Sturdy just isn’t enough, not after 14 years. If the mayor chooses to maintain the sturdy course, his legacy will be very tepid indeed. He has twice been reelected by margins greater than 40 percentage points and, though there are a number of viable mayoral candidates waiting in the wings, the choice to remain mayor after 2009 is his and his alone. His potential rivals are just not yet strong enough to defeat him. And, still, despite this strength, I don’t here any bold proposals eminating from City Hall, other than to move it. Mr. Mayor, you don’t need to worry about electoral success. It is assured. Take your popular mandate out for a spin and see what it can do.

What brings on this mini-vent, you might ask? New York. Like many Bostonians I suffer from an inferiority complex when it comes to New York and I hate it when the Big Apple exceeds the Hub in any aspect of public life – artistic, athletic or political.
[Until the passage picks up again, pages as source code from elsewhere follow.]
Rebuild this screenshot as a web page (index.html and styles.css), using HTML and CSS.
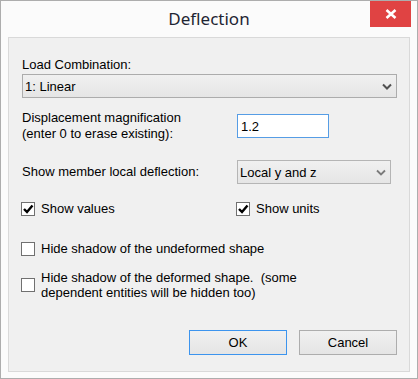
FILE: index.html
```html
<!DOCTYPE html>
<html lang="en">
<head>
    <meta charset="UTF-8">
    <meta name="viewport" content="width=device-width, initial-scale=1.0">
    <title>Deflection</title>
    <link rel="stylesheet" href="styles.css">
</head>
<body>
    <div class="window">
        <div class="titlebar">
            <span class="title">Deflection</span>
            <button class="close" title="Close">
                <svg width="12" height="10" viewBox="0 0 12 10">
                    <path d="M1.5 1 L10.5 9 M10.5 1 L1.5 9" stroke="#fff" stroke-width="2.6" fill="none"/>
                </svg>
            </button>
        </div>

        <div class="client">
            <div class="label">Load Combination:</div>
            <div class="select wide">
                <span>1: Linear</span>
                <svg class="chevron" width="10" height="7" viewBox="0 0 10 7">
                    <path d="M1 1.5 L5 5.5 L9 1.5" stroke="#505050" stroke-width="2" fill="none"/>
                </svg>
            </div>

            <div class="row mag">
                <div class="row-label">Displacement magnification<br>(enter 0 to erase existing):</div>
                <div class="textbox">1.2</div>
            </div>

            <div class="row local">
                <div class="row-label">Show member local deflection:</div>
                <div class="select narrow">
                    <span>Local y and z</span>
                    <svg class="chevron" width="10" height="7" viewBox="0 0 10 7">
                        <path d="M1 1.5 L5 5.5 L9 1.5" stroke="#7a7a7a" stroke-width="1.8" fill="none"/>
                    </svg>
                </div>
            </div>

            <div class="row checks">
                <label class="check col">
                    <span class="box">
                        <svg width="12" height="12" viewBox="0 0 12 12">
                            <path d="M2 6 L5 9 L10.5 2.5" stroke="#000" stroke-width="2.4" fill="none"/>
                        </svg>
                    </span>
                    Show values
                </label>
                <label class="check">
                    <span class="box">
                        <svg width="12" height="12" viewBox="0 0 12 12">
                            <path d="M2 6 L5 9 L10.5 2.5" stroke="#000" stroke-width="2.4" fill="none"/>
                        </svg>
                    </span>
                    Show units
                </label>
            </div>

            <label class="check undeformed">
                <span class="box"></span>
                Hide shadow of the undeformed shape
            </label>

            <label class="check deformed">
                <span class="box"></span>
                <span>Hide shadow of the deformed shape.&nbsp; (some<br>dependent entities will be hidden too)</span>
            </label>

            <div class="buttons">
                <button class="btn default">OK</button>
                <button class="btn">Cancel</button>
            </div>
        </div>
    </div>
</body>
</html>
```

FILE: styles.css
```css
body {
    margin: 0;
    font-family: "Liberation Sans", Arial, sans-serif;
    font-size: 13px;
    color: #000;
    background: #fff;
}

.window {
    width: 418px;
    height: 379px;
    box-sizing: border-box;
    border: 1px solid #adadad;
    background: #fbfbfb;
}

.titlebar {
    height: 36px;
    display: grid;
    grid-template-columns: 1fr auto 1fr;
}

.title {
    grid-column: 2;
    padding-top: 6px;
    font-family: "Noto Sans", "Open Sans", sans-serif;
    font-size: 17px;
    line-height: 24px;
    color: #1e2533;
}

.close {
    grid-column: 3;
    justify-self: end;
    align-self: start;
    width: 41px;
    height: 26px;
    margin-right: 6px;
    padding: 0;
    border: none;
    background: #e04343;
    display: flex;
    align-items: center;
    justify-content: center;
}

.client {
    height: 335px;
    margin: 0 7px;
    box-sizing: border-box;
    border: 1px solid #d9d9d9;
    background: #f0f0f0;
    padding: 19px 12px 0 13px;
}

.label {
    line-height: 16px;
    margin-bottom: 1px;
}

.select {
    height: 24px;
    box-sizing: border-box;
    border: 1px solid #acacac;
    background: linear-gradient(#f0f0f0, #e5e5e5);
    padding: 1px 4px 0 2px;
    display: flex;
    align-items: center;
    justify-content: space-between;
}

.select.narrow {
    width: 154px;
    border-color: #b5b5b5;
}

.row {
    display: flex;
    align-items: center;
}

.row-label {
    width: 215px;
    line-height: 16px;
}

.mag {
    margin-top: 12px;
}

.textbox {
    width: 92px;
    height: 24px;
    box-sizing: border-box;
    border: 1px solid #569de5;
    background: #fff;
    padding: 1px 3px 0;
    display: flex;
    align-items: center;
}

.local {
    margin-top: 18px;
}

.checks {
    margin-top: 17px;
}

.check {
    display: flex;
    align-items: center;
    gap: 6px;
    margin-left: -1px;
    line-height: 16px;
}

.check.col {
    width: 216px;
}

.box {
    width: 14px;
    height: 14px;
    box-sizing: border-box;
    border: 1px solid #707070;
    background: #fff;
    display: flex;
    align-items: center;
    justify-content: center;
}

.undeformed {
    margin-top: 24px;
}

.deformed {
    margin-top: 13px;
    line-height: 15px;
}

.buttons {
    margin-top: 30px;
    display: flex;
    justify-content: flex-end;
    gap: 12px;
}

.btn {
    width: 98px;
    height: 25px;
    padding: 0;
    border: 1px solid #adadad;
    background: linear-gradient(#f0f0f0, #e5e5e5);
    font-family: "Liberation Sans", Arial, sans-serif;
    font-size: 13px;
    color: #000;
}

.btn.default {
    border-color: #3c94ee;
}
```
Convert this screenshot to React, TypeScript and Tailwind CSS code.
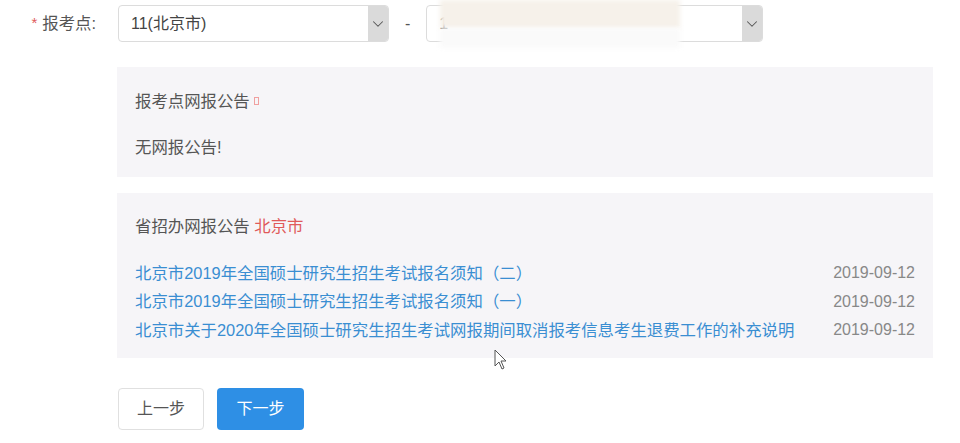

Here is the crux. Mayor Michael Bloomberg consistently displays a political boldness that appears to be entirely lacking in Boston. First there was his Children First initiative to reform New York’s public schools. Then there was his call to increase the statewide cap on charter schools in New York and now his 127-point plan to reduce New York’s greenhouse gas emissions. Yes, just one of the 127 points – congestion pricing – is garnering most of the attention, but Mayor Bloomberg seems willing to court controversy to achieve his vision.

I write to neither support nor oppose congestion pricing, but only to ask two questions: 1) Does Mayor Menino have a vision for Boston – its infrastructure, its neighborhoods and, most importantly, its schools? and 2) Is he bold enough to implement it? Because, right now, all the action seems to be in New York.